The mayor also pointed to usage figures that appeared small relative to the subsidy. “That is like 100 people using it once or twice a month,” he said. “Maybe it is 50 people using it once a week or less.”
For councillors who opposed reinstating the service, the numbers reinforced the concern that the Town could not justify the ongoing financial commitment.
Councillors say the child minding debate surfaced bigger gaps in the community
Although the decision to close the program had already been made, several councillors said the intensity of public feedback and the issues raised during the debate revealed a broader gap in Canmore’s childcare landscape.
Councillor Tanya Foubert said the conversation had highlighted deeper questions.
“I believe this issue, and this debate, is about child minding, which is different than child care in our community. But it is adjacent and attached and has reopened, where do we fit within existing child care or supporting child care services in our community, which I think is a really important role for us to fill,” she said.
Foubert also pointed out that the Town already supports child care indirectly. “We offer an entire facility for the daycare and the preschool.”
Councillor Jen Marran raised similar points earlier in the meeting, framing the issue as one that supports families, improves access to recreation, and ensures that residents of different means can use local facilities.
A new motion signals a shift toward examining child care expansion
Mayor Krausert’s motion on December 9 directs council to consider whether it should help increase the number of child care spaces in Canmore. “Child care, as we know, is essential in every community,” he said.
Councillor Wade Graham asked whether the new strategy work might include child minding. “Does child care also include child minding or babysitting as we talked about earlier?” he said.
Krausert responded that the term should be considered broadly. “I will use it as the all-encompassing. I am really talking about the crucial role of child care. I am not talking about babysitting specifically, but it is open for that to find its way into the conversation.”

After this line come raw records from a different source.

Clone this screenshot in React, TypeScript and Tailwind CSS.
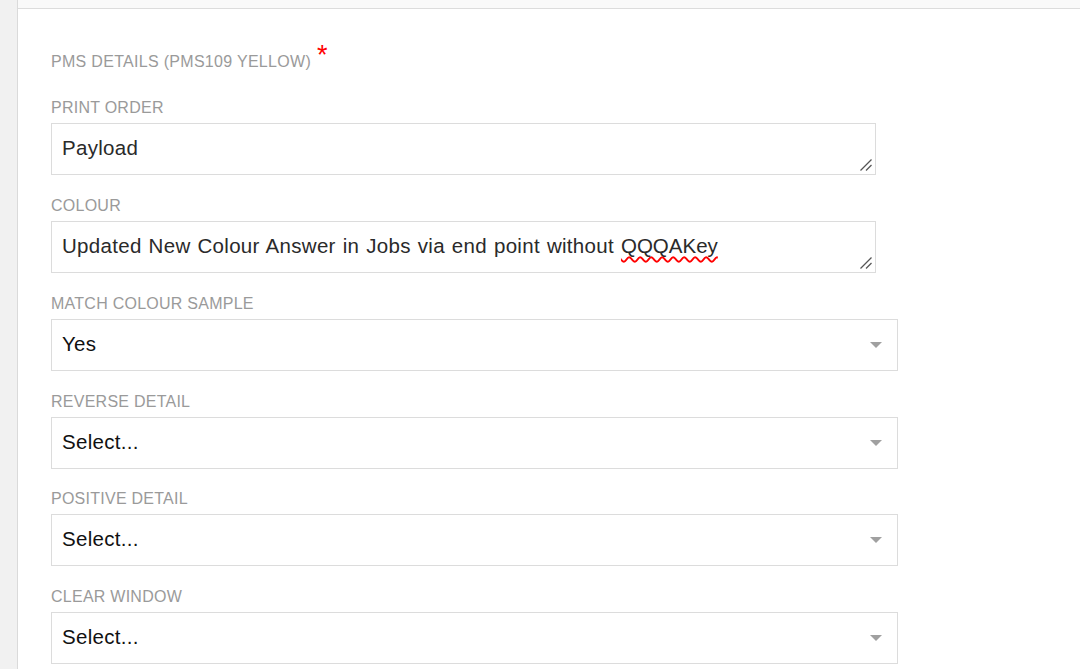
import React from 'react'

const font = { fontFamily: '"Liberation Sans", Arial, sans-serif' }

function Label({ text }: { text: string }) {
  return <div className="mb-[5px] text-[16px] leading-[20px] tracking-[0.25px] text-[#9a9a9a]">{text}</div>
}

function ResizeHandle() {
  return (
    <svg className="absolute right-[2px] bottom-[2px]" width="14" height="14" viewBox="0 0 14 14">
      <line x1="1.5" y1="12.5" x2="12.5" y2="1.5" stroke="#555" strokeWidth="1.3" />
      <line x1="7" y1="12.5" x2="12.5" y2="7" stroke="#555" strokeWidth="1.3" />
    </svg>
  )
}

function TextArea({ children }: { children: React.ReactNode }) {
  return (
    <div className="relative h-[52px] w-[825px] border border-[#dcdcdc] bg-white px-[10px] pt-[10px] text-[20.5px] leading-[28px] tracking-[0.3px] text-[#2a2a2a] [word-spacing:1px]">
      {children}
      <ResizeHandle />
    </div>
  )
}

function Select({ value }: { value: string }) {
  return (
    <div className="flex h-[52px] w-[847px] items-center justify-between border border-[#dcdcdc] bg-white pr-[15px] pb-[2px] pl-[10px]">
      <span className="text-[20.5px] tracking-[0.3px] text-[#111]">{value}</span>
      <svg className="mt-[2px]" width="12" height="6" viewBox="0 0 12 6">
        <polygon points="0,0 12,0 6,6" fill="#a0a0a0" />
      </svg>
    </div>
  )
}

export default function App() {
  return (
    <div className="flex h-[669px] w-[1080px] overflow-hidden bg-white" style={font}>
      <div className="w-[18px] shrink-0 border-r border-[#dadada] bg-[#f1f1f1]" />
      <div className="flex flex-1 flex-col">
        <div className="h-[9px] shrink-0 border-b border-[#dcdcdc] bg-[#f9f9f9]" />
        <div className="flex flex-col pt-[43px] pl-[33px]">
          <div className="mb-[26px] flex h-[20px] items-start text-[16px] leading-[20px] tracking-[0.3px] text-[#9a9a9a]">
            <span>PMS DETAILS (PMS109 YELLOW)</span>
            <span className="relative -top-[10px] ml-[6px] text-[27px] leading-[27px] text-[#ff0000]">*</span>
          </div>

          <div className="mb-[21px]">
            <Label text="PRINT ORDER" />
            <TextArea>Payload</TextArea>
          </div>

          <div className="mb-[21px]">
            <Label text="COLOUR" />
            <TextArea>
              Updated New Colour Answer in Jobs via end point without{' '}
              <span className="pr-[2px] tracking-normal underline decoration-[#ff0000] decoration-wavy decoration-[1.5px] underline-offset-[3px] [text-decoration-skip-ink:none]">
                QQQAKey
              </span>
            </TextArea>
          </div>

          <div className="mb-[21px]">
            <Label text="MATCH COLOUR SAMPLE" />
            <Select value="Yes" />
          </div>

          <div className="mb-[20px]">
            <Label text="REVERSE DETAIL" />
            <Select value="Select..." />
          </div>

          <div className="mb-[21px]">
            <Label text="POSITIVE DETAIL" />
            <Select value="Select..." />
          </div>

          <div>
            <Label text="CLEAR WINDOW" />
            <Select value="Select..." />
          </div>
        </div>
      </div>
    </div>
  )
}
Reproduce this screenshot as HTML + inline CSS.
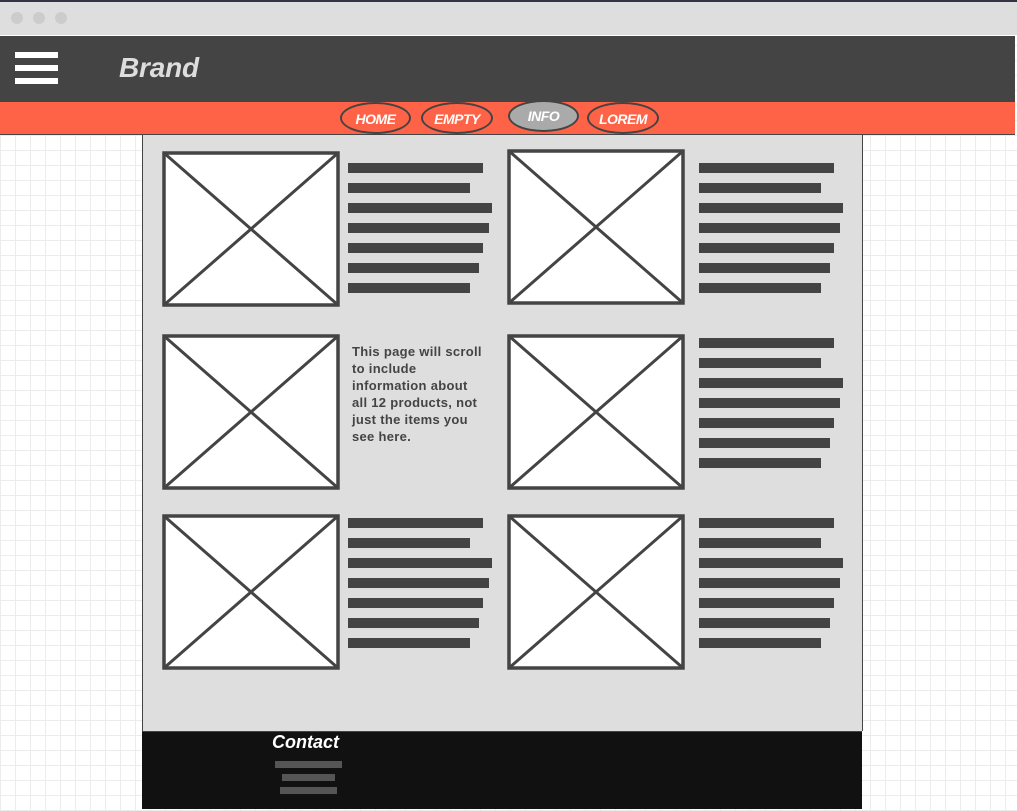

Councillors back the review and say it will allow for a wider range of solutions
Councillor Foubert strongly supported the motion, saying the Town needs to show residents that it recognizes the seriousness of the issue. “To me, if we have a better and more robust child care in our community, we would not need potentially child minding at Elevation Place,” she said.
Councillor Rob Murray, who had led the November attempt to preserve the service, also backed the broader discussion.
“I feel the conversation around child mining to this point has been a bit of a binary choice. it is either child mining in elevation place or nothing at all,” he said. Strategic planning, he added, “seems like a really perfect spot” to explore alternatives.
What comes next
Council approved the motion unanimously. Child care will now form part of the Town’s 2026 strategic planning process, in which councillors will examine jurisdictional issues, service gaps, and the types of municipal involvement that may be feasible.
The Elevation Place child-minding service will still close at the end of December.
With councillors acknowledging that the conversation has moved well beyond a single recreation program, the coming year is likely to force a larger question into the forefront of local politics. What role, if any, should the municipality play in addressing Canmore’s growing child care shortage?